# [DIRECTIONS FOR THIS TASK]
Leave the pictures out and quote every line from the start of the listing to the line with "string; cb?: boolean;", inclusive.

# [MATERIAL]

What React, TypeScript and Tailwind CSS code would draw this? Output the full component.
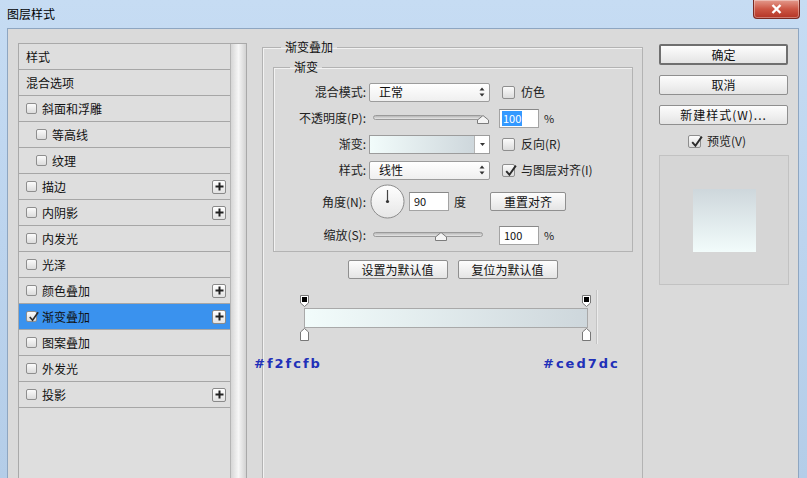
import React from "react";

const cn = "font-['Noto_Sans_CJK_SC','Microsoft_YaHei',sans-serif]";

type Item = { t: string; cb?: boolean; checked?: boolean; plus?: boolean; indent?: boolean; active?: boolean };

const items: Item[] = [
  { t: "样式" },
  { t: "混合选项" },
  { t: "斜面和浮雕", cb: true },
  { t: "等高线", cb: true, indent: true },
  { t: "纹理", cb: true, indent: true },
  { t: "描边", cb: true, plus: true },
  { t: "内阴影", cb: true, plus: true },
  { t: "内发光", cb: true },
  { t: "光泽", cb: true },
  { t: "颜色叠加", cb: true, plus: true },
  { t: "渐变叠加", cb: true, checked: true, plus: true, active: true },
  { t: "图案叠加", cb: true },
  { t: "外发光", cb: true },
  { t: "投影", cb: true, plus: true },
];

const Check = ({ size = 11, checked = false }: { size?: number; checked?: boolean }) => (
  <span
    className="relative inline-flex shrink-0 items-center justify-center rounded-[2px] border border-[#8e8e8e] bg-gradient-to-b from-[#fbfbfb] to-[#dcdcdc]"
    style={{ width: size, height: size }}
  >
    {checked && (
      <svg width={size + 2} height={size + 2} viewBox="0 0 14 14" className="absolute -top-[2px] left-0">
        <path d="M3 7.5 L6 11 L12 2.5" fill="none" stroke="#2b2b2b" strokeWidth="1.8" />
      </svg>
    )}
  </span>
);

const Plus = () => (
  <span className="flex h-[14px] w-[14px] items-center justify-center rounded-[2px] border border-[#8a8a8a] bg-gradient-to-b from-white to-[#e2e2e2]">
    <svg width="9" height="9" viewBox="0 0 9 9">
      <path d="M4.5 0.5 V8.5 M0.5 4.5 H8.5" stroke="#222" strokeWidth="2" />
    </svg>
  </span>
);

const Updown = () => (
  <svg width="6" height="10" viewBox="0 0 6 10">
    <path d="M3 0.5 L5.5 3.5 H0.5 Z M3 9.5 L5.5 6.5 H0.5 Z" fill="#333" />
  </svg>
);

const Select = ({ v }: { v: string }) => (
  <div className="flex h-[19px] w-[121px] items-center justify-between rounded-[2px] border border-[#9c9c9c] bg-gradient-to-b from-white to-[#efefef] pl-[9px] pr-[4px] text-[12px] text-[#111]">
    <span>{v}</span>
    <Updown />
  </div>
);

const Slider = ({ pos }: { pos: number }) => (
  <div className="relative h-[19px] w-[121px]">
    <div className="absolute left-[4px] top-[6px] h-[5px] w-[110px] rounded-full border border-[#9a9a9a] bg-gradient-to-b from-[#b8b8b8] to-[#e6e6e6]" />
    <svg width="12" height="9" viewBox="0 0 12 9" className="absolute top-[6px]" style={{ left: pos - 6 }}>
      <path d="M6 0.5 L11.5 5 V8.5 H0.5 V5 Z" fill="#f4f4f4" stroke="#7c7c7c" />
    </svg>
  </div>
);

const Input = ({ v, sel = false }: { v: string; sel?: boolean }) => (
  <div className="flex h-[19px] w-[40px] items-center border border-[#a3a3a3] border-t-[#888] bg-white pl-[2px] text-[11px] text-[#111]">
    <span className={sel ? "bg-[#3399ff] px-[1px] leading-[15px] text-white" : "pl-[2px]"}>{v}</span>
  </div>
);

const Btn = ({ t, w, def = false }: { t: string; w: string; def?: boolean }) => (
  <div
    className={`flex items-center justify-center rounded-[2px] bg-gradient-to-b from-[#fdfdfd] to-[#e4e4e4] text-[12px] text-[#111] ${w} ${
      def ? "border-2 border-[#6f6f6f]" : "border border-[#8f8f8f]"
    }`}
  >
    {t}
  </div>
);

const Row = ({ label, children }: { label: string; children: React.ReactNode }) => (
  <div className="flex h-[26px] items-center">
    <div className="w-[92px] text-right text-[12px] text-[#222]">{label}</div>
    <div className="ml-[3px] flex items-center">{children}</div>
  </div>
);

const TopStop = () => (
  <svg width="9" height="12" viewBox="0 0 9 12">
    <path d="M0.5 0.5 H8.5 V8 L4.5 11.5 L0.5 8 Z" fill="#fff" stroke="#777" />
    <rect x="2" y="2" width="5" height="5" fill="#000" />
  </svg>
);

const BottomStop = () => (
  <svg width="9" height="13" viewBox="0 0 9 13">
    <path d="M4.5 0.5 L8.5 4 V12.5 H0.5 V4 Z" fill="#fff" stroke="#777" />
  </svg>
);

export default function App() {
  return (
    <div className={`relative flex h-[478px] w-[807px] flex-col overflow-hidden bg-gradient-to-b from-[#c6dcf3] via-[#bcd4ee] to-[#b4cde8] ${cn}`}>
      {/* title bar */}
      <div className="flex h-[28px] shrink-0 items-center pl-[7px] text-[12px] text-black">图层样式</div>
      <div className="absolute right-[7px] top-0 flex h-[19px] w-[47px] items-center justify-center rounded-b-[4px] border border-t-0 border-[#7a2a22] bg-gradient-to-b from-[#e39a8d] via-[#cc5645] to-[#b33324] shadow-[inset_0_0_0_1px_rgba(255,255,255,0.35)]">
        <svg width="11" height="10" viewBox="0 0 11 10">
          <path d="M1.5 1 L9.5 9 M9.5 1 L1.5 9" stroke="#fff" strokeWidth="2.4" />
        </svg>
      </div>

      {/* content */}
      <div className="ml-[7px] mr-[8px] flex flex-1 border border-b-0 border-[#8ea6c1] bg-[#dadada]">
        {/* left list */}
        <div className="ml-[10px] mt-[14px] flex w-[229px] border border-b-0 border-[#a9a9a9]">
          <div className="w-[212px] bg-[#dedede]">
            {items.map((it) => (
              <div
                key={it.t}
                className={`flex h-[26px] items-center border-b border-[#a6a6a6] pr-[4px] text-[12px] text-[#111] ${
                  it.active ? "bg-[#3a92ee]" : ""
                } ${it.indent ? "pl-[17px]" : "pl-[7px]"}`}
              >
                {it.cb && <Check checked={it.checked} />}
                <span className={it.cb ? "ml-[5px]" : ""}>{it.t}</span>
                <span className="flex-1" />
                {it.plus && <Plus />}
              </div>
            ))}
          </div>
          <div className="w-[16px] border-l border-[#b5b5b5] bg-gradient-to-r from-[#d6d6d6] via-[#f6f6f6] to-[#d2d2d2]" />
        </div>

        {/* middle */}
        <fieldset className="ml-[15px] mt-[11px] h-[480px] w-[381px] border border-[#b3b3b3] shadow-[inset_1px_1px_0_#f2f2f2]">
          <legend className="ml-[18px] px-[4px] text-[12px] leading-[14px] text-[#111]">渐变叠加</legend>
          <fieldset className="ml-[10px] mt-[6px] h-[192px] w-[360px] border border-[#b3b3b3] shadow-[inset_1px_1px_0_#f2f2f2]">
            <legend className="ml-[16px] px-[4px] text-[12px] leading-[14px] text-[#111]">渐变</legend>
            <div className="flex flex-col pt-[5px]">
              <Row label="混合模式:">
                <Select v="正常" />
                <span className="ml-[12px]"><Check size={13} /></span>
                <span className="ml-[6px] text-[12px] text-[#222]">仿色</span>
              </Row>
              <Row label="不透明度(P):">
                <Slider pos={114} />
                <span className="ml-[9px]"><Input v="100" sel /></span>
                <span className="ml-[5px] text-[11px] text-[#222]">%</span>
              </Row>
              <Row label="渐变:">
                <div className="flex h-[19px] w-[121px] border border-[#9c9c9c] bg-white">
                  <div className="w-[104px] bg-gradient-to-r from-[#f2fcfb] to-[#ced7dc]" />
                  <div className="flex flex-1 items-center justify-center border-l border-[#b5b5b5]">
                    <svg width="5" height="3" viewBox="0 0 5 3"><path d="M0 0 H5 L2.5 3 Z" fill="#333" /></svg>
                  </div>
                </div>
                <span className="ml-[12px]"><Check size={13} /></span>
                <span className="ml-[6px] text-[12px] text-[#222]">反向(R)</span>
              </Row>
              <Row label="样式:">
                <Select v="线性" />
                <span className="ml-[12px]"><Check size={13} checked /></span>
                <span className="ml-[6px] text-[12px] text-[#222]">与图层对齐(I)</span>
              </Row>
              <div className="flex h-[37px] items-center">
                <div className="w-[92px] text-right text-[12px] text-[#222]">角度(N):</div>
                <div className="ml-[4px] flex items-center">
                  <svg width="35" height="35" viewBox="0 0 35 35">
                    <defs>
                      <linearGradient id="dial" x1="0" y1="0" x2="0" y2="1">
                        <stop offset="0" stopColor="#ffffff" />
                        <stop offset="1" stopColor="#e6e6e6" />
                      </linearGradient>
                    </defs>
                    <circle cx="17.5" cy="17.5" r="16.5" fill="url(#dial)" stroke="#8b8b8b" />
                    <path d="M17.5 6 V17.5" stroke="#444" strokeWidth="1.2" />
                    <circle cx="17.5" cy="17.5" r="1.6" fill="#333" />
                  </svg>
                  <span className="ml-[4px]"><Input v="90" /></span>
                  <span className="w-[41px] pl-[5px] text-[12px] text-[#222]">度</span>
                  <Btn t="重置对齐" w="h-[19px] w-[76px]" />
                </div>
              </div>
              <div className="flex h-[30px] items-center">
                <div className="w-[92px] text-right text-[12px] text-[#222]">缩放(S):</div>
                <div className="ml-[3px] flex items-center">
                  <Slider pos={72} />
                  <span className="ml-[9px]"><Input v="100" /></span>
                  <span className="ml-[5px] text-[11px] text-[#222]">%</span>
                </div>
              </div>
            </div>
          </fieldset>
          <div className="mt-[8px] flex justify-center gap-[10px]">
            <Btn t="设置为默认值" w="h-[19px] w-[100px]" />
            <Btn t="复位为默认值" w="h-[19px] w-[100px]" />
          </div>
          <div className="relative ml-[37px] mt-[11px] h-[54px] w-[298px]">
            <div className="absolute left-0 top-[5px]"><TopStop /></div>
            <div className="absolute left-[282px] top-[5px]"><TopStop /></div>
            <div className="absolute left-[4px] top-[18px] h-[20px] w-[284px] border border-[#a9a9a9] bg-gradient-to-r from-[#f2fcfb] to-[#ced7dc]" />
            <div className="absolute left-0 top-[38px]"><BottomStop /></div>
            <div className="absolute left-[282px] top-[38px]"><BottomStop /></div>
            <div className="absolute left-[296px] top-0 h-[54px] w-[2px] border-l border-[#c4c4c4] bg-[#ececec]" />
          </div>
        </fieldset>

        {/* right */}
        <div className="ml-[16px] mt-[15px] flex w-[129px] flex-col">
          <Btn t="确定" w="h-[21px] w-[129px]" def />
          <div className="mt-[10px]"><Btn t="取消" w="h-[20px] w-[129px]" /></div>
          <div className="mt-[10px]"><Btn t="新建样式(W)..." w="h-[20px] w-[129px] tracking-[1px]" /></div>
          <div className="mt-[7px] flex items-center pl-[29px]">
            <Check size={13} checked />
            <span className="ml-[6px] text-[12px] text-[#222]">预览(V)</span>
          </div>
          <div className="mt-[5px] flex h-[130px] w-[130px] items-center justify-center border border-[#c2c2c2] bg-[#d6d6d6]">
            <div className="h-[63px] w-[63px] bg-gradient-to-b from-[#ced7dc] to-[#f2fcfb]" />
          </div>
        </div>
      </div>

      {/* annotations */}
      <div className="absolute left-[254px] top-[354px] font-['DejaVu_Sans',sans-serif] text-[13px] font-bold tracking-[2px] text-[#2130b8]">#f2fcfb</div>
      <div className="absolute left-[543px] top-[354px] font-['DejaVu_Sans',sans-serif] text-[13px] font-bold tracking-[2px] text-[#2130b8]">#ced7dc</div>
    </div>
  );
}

# [SOLUTION TO THIS PROBLEM]
What React, TypeScript and Tailwind CSS code would draw this? Output the full component.
import React from "react";

const cn = "font-['Noto_Sans_CJK_SC','Microsoft_YaHei',sans-serif]";

type Item = { t: string; cb?: boolean; checked?: boolean; plus?: boolean; indent?: boolean; active?: boolean };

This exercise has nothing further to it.